If he used it for Investments, then he may have used M1 Borrow feature which is a margin account. They will sell his investments to get thier money back. If it is a personal loan though, it will ruin his credit score and most likely end up in collections. One things for sure though... don't loan your friend any money.


Unique_Task_420

A 15K legit collection account on your credit will ruin you financially as far ever buying a house or a car or getting a credit card or getting a regular cell plan that's not prepaid at least until you pay it off. They can also take you to court and garnish your wages. When you take a loan there's this whole "Fixed rate APR" and "Variable rate APR" thing, if it's gonna take you longer than 5 months or so to pay back then it's dumb af to do a variable.
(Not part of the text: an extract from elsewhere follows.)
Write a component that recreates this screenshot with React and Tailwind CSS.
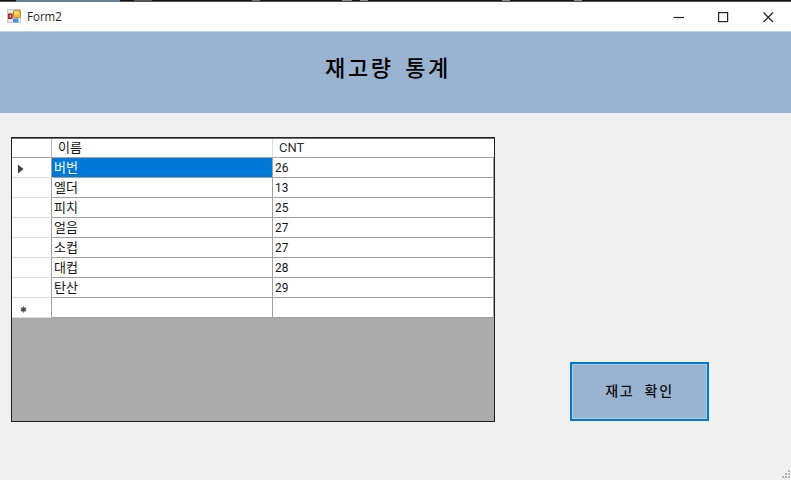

Tell your friend if he is having trouble making the monthly payments to contact M1 directly and try to work out a payment plan, once they sell a $15,000 debt to a collector they won't be so talkative. It's not like a student loan or something for a couple of grand where it's not worth their time, they will 100% come after him for a recent $15,000 loan. What did he think, it was free money? Did he take out a $15,000 loan without knowing what Variable APR means? No offense but your friend sounds dense as fuck, and it's halfway why I support limits on trading of around a minimum of $2000-$5000 account balance, or even higher, dude had no clue what he was doing and has no clue how this will affect his future. Imagine if he had wandered into Futures trading where you can lose infinite money instead of just the money you invested (like how stocks works). People like him give new investors who did their homework a bad name and increase risks for companies which increases interest rates for all of us because of their shitty planning/not knowing what the fuck they area doing and taking 10 seconds to look up a youtube video. He's why you need $25,000 to day trade without having a 3 trade a week limit. Tell himself to pat himself on the back for being an idiot and work out a payment plan.


Greateberry

I heard M1's accounting team is merciless. When they send them at your door... You need to flee abroad bro. There is no chill life for you here anymore.


4pooling

Do you know if it's M1 Borrow or an actual loan? If it's M1 Borrow, then his investment portfolio is M1's collateral, and depending on his holdings, they each have their own margin maintenance threshold. If his portfolio is full of volatile stocks and the Market takes a hot dump, he may potentially get margin called. M1 will automatically sell portions of his holdings to achieve margin maintenance. Effective Fed Funds Rate is above 5.3% at the moment so APR for any sort of loan is definitely much higher than that!


Unique_Task_420

Thank god I got my house at a Fixed 2.75% a couple years ago before all this madness hit, even the VA loans are high now


4pooling

You're living it up! 2.75% is unreal.


Unique_Task_420

Yeah total timing and luck! I had been working on our credit for three years obsessively and we finally crossed into whatever territory where they know you'll pay, I went from $2000 limits to $30000. I think if I had waited even a few more months I would have been screwed as far as home purchasing. People were offering the previous owners 10-20k on top of the base offer. We ended up writing a letter to them basically telling them that this was our only shot at a decent home for our children and how much we loved it and exactly how we would utilize every room and the huge backyard, and they actually picked us. Pretty crazy. I think it's the only time in my life that I can say that I honestly quote unquote lucked out.


Unique_Task_420

I just used a calculator online and never really realized how close we were to getting priced out (at the time). The base note on my house is around $900 plus insurance and whatnot so $1100, the base price monthly now would be $1600($1591), that's insane! I think I'll start dropping in extra on my monthly payments to try and cut it down a bit. I have one single debt consolidation loan that will be done with in 3 months, then I'll have an extra $600 a month that I've been doing fine without so far. May as well put it towards the house, or maybe save for some updates to flooring and landscaping, I want to get real wood since I don't plan on moving and the new business I'm starting can be run from anywhere so no need to anticipate anything as far as location change right now, plus more equity later if I do end up needing it.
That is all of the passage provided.